The next version up costs $10,000 more, but features a promised 230-mile range, quicker acceleration, higher top speed, more horsepower and more torque.

However, customers who pre-ordered the 160-mile range version “will still get what they ordered,” says Wired, “but instead their new Model S will come equipped with the larger 60 kWh battery, but with its output limited to 40 kWh via the software. That tweak will reduce range from the claimed 230 to 160 miles, but as a consolation prize, the Model S will retain the 60 kWh model’s bump in performance.”

So imagine this: You plunk down $52,400 for an electric car, and then down the line you wish you’d sprung for a version that lasted longer between charges. Instead of trying to sell the old one or talk the dealership into taking your used car back and swapping you into a new lease without penalty, all you’d need to do would be to fork over another $10,000 to have additional features unlocked in your current car.

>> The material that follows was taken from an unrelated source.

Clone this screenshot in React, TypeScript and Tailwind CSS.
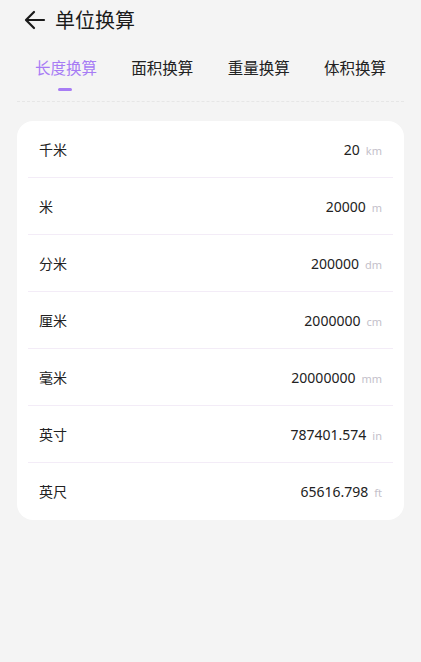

This is a win-win for Tesla, as the company gets to simplify the manufacturing of this car into a single model to roll off the assembly line, while letting customers optionally upgrade to a higher trim level later. Tesla may not have planned this from the start – the company revealed that only 4% of Model S customers opted for the low-end version, which is why it’s being cancelled – but it may turn out to be a model for how high-tech cars are sold in the future: Sell the best version to everyone, but hold back the best features to be unlocked via software.

Now we get to see how long it takes for the first base-level Tesla to get overclocked, jailbroken, rooted, hacked or otherwise suped up by its owner without forking $10,000 over to the company – and whether Tesla embraces such a tinker-happy owner community or tries to prevent such things from happening.

Tesla ‘Cancels’ Lowest-Spec Model S, Expects Full Profitability in Q1 2013 [Wired.com]

5 comments
KB100
KB100

While it's not clear that unlocking features is what Tesla is promoting for cars in general. This was an isolated instance of intelligently handling the discontinue of a product that had many pre-orders, and going beyond consumer expectations by delivering a better car.

In any event, it's a very interesting phenomenon, being able to unlock features later on in an ownership cycle. I've had a few cars where I wish I would had the money to get the bigger engine. 

gregory.ohm
gregory.ohm

I don't think this is a win-win.  Tesla has discontinued the product they intended to deliver, they should not be artificially impairing their delivered products.  Will it be legal to make personal customization of the firmware after the fact, or will this be illegal like a cell phone (currently)?  It's a troubling situation.

aktually55
aktually55

The author should do more research since the 60kwh battery is not the single/top version for the car.